*Written request*:
Work out how many lines of the material below mention the word "Write"; reply with the number only.

--- Start of Given records ---

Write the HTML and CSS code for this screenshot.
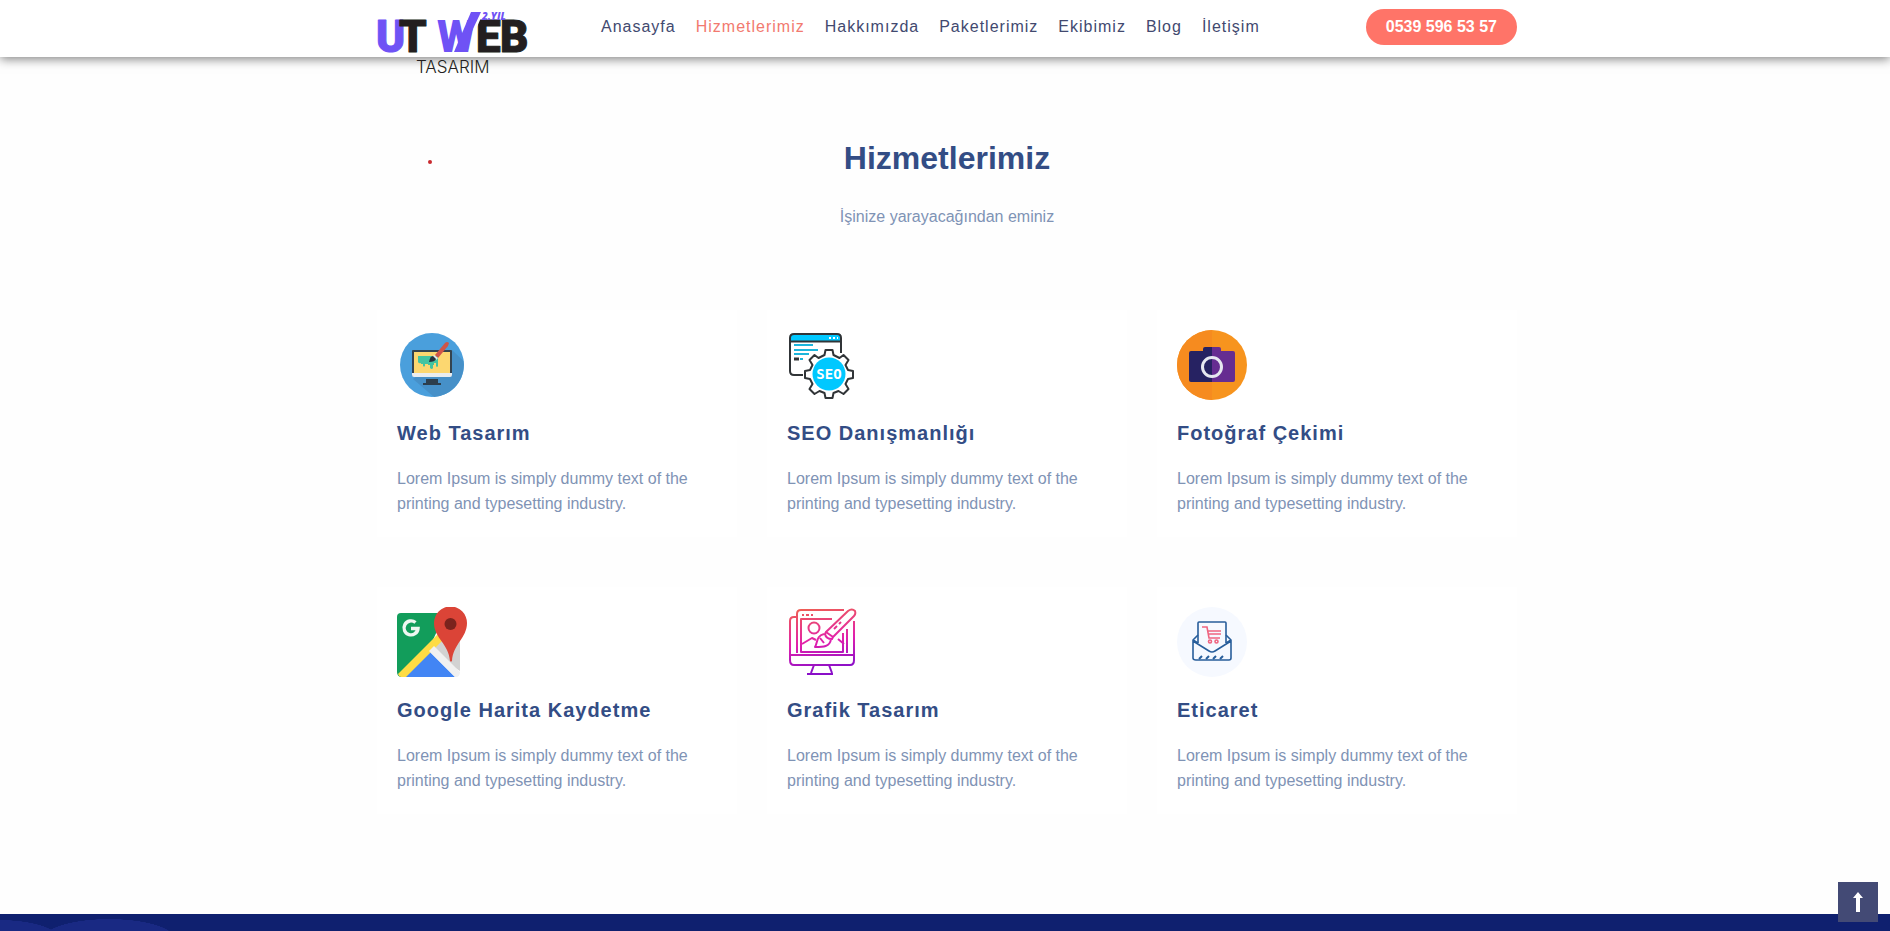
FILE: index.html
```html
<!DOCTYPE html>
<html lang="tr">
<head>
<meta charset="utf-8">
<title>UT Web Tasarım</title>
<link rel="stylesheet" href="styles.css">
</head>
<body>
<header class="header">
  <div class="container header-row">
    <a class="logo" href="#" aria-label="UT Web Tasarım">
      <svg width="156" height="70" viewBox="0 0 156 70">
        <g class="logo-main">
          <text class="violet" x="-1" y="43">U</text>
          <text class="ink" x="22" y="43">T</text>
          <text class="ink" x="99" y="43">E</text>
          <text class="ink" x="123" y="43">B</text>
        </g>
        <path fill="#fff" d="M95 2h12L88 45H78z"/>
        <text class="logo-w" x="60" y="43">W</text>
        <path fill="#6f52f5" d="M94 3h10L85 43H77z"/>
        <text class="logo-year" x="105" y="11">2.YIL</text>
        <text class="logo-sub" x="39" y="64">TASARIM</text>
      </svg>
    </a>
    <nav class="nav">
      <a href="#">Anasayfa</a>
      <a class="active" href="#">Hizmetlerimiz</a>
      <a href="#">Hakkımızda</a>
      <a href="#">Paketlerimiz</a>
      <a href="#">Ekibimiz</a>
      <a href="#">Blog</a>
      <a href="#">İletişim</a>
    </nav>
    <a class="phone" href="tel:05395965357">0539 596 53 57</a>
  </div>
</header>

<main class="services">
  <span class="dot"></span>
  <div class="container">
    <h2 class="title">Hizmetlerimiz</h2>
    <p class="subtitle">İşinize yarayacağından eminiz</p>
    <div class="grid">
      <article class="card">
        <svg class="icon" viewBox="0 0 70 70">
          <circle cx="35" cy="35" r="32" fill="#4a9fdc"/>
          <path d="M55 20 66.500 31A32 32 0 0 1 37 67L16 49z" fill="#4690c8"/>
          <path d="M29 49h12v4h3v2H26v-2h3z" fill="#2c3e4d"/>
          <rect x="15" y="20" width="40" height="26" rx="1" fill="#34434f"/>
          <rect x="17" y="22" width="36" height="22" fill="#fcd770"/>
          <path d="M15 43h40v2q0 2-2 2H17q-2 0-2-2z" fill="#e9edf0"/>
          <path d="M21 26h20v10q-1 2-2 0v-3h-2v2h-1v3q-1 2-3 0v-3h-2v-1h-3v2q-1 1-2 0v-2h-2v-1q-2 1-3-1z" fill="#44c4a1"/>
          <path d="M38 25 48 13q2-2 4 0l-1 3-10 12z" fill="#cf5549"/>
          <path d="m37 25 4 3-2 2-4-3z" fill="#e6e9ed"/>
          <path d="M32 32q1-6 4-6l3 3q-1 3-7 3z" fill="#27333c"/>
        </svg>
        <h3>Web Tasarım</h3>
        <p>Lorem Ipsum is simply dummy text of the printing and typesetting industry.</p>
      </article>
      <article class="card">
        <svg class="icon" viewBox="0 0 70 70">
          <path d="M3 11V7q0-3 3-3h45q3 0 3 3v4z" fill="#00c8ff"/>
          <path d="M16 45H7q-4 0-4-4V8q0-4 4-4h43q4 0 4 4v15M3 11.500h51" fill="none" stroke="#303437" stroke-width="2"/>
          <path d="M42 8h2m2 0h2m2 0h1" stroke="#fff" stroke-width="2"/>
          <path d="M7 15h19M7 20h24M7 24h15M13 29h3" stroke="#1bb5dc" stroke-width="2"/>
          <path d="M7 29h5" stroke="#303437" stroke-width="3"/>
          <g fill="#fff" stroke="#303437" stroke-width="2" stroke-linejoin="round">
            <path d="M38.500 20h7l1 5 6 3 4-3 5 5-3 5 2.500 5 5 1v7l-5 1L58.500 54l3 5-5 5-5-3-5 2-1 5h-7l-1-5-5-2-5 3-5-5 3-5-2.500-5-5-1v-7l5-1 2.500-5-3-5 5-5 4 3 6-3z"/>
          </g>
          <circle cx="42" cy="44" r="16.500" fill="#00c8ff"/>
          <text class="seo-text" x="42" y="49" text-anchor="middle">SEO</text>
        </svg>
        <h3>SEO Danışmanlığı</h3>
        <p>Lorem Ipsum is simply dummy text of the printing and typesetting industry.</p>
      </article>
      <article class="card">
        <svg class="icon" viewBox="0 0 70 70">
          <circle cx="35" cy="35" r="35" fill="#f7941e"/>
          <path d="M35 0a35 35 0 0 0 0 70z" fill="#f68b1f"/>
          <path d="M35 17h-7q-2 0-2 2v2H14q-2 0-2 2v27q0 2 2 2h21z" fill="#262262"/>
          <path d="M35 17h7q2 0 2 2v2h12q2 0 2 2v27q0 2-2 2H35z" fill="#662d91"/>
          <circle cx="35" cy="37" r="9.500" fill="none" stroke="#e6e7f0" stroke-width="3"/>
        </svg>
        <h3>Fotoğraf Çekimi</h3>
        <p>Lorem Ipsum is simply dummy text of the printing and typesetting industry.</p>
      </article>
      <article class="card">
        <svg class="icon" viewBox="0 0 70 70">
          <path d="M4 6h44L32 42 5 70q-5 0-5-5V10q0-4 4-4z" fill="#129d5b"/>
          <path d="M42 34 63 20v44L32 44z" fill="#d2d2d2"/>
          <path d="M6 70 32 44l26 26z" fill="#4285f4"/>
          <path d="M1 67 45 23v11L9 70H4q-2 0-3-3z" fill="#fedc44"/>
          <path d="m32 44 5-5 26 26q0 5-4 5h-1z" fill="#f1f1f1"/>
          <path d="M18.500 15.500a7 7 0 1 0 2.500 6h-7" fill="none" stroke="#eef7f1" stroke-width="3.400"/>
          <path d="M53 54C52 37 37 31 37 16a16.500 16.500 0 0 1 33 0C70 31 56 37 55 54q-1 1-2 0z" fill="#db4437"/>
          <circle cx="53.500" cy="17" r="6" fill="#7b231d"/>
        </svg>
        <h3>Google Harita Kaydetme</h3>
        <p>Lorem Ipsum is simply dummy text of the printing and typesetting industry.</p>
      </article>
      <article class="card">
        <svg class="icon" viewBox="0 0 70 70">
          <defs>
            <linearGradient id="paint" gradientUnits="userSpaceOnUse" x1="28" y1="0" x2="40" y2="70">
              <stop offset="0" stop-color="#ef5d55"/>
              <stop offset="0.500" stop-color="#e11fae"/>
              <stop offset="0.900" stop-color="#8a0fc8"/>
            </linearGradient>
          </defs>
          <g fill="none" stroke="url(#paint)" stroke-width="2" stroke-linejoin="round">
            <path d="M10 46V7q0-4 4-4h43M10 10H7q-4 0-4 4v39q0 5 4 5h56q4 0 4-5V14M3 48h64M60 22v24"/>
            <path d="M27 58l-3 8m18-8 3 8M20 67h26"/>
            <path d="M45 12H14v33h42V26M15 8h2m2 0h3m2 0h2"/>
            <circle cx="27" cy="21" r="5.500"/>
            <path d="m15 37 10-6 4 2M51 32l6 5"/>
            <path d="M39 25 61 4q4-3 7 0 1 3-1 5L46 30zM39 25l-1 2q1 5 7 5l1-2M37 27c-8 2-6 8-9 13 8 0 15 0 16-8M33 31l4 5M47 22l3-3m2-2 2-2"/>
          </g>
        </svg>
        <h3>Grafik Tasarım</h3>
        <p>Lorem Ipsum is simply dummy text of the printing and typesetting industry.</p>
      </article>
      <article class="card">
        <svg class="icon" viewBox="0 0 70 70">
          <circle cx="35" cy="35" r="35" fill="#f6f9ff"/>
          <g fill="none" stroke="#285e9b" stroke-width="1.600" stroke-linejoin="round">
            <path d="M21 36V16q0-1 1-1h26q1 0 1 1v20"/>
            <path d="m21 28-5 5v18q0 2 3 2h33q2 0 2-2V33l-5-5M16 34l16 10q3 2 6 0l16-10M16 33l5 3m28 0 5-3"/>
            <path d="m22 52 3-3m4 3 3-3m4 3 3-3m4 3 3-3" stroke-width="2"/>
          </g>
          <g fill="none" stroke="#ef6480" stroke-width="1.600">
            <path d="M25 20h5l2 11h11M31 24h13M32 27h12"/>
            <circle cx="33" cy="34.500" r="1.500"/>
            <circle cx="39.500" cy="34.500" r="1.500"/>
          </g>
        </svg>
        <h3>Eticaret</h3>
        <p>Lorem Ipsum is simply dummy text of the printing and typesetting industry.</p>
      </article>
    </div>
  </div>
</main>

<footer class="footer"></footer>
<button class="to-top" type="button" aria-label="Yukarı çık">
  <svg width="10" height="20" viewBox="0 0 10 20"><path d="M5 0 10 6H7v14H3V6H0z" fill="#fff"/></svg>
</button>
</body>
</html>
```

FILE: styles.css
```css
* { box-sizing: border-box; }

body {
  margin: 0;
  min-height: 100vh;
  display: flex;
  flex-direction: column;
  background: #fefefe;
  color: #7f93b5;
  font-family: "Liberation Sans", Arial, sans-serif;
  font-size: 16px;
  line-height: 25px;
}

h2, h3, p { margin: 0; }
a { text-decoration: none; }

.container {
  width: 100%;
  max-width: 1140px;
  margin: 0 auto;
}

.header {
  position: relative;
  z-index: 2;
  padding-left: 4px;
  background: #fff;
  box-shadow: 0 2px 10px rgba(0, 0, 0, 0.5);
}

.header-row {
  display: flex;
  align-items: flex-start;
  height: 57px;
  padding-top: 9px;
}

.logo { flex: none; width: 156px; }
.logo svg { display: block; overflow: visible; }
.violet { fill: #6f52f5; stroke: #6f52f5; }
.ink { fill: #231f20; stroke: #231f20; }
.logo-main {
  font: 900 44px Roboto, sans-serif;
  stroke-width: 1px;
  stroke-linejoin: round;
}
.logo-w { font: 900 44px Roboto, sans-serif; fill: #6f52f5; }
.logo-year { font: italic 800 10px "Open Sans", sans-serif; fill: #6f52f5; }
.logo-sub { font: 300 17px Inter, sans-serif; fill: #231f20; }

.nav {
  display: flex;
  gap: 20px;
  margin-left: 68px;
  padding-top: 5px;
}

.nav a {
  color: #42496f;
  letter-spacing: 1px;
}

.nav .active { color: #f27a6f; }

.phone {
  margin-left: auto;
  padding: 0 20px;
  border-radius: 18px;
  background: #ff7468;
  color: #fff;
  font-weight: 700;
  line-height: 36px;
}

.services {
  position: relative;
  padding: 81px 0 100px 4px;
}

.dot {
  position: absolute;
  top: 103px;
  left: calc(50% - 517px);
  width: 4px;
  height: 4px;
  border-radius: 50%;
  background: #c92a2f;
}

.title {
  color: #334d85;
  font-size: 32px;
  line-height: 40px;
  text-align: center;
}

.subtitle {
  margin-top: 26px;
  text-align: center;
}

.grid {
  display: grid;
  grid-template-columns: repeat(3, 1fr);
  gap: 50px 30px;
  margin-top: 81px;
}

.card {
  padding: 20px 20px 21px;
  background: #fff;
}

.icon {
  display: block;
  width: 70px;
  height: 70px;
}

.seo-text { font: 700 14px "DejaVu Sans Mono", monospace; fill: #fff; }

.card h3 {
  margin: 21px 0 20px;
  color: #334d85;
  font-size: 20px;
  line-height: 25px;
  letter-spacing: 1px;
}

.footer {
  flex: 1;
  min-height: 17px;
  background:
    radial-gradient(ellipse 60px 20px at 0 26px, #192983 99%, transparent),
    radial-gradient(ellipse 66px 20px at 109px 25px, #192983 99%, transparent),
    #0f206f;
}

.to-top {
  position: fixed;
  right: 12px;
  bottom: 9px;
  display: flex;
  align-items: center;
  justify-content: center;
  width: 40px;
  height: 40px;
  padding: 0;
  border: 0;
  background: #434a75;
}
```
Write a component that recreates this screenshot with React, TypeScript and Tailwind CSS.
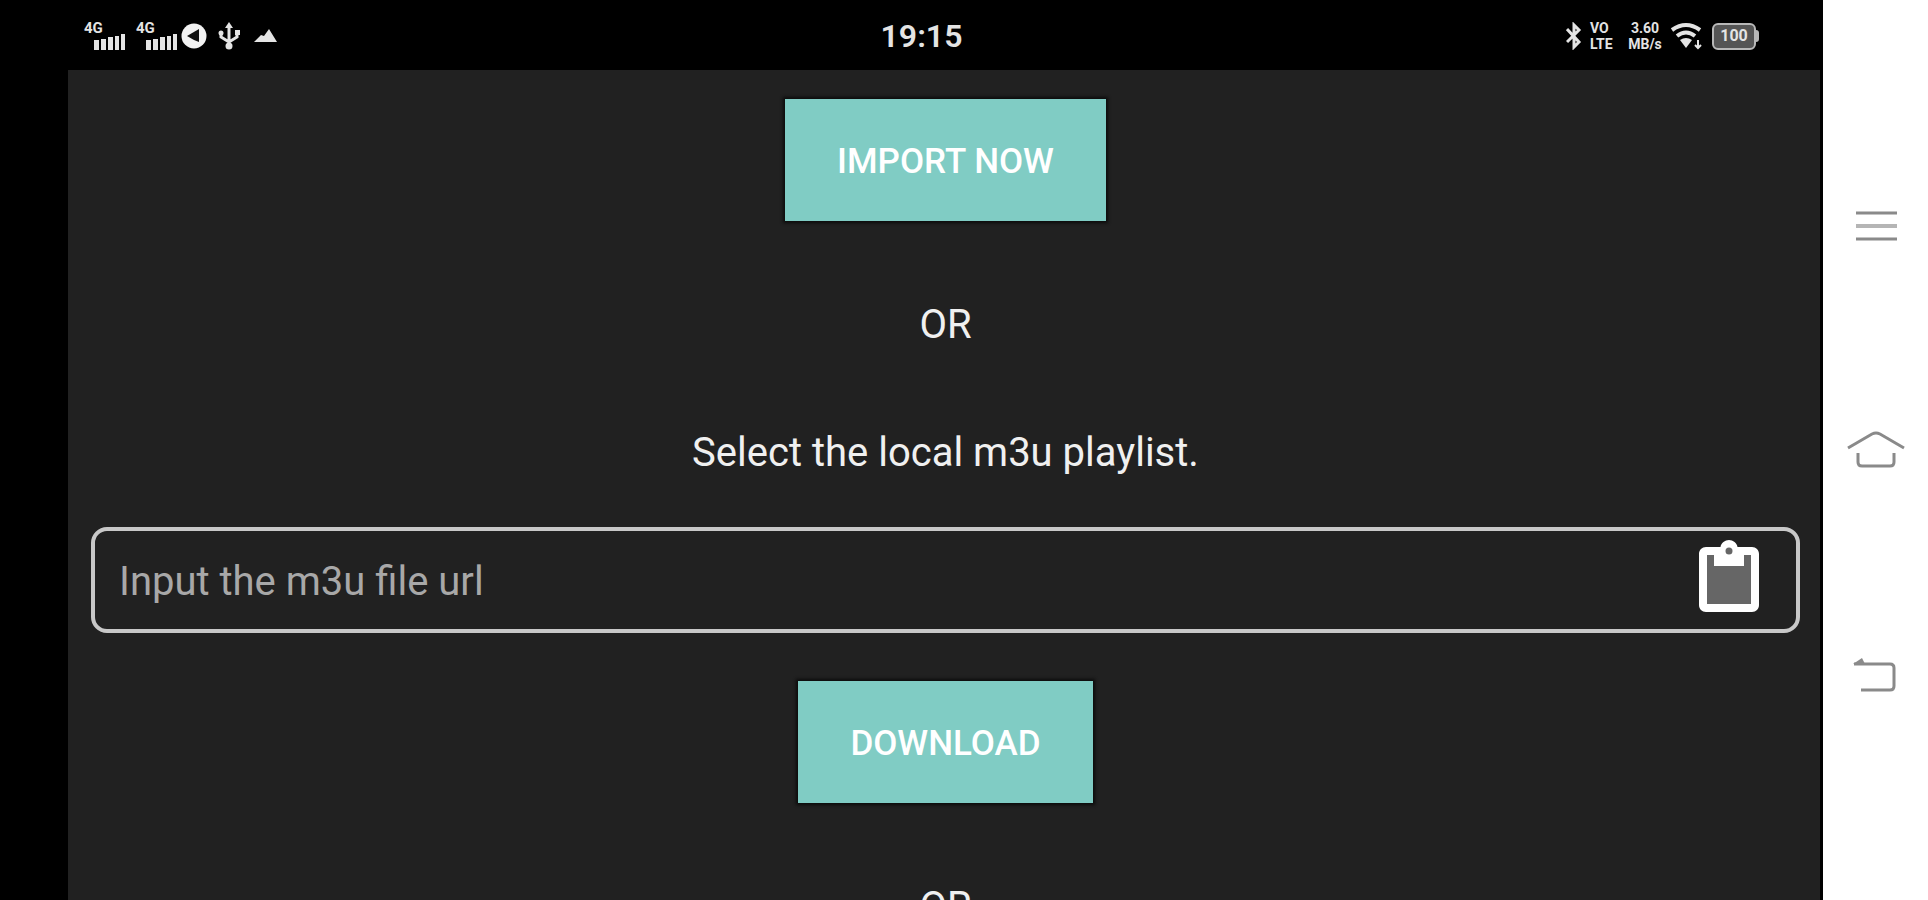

--- End of Given records ---

*Answer*:
2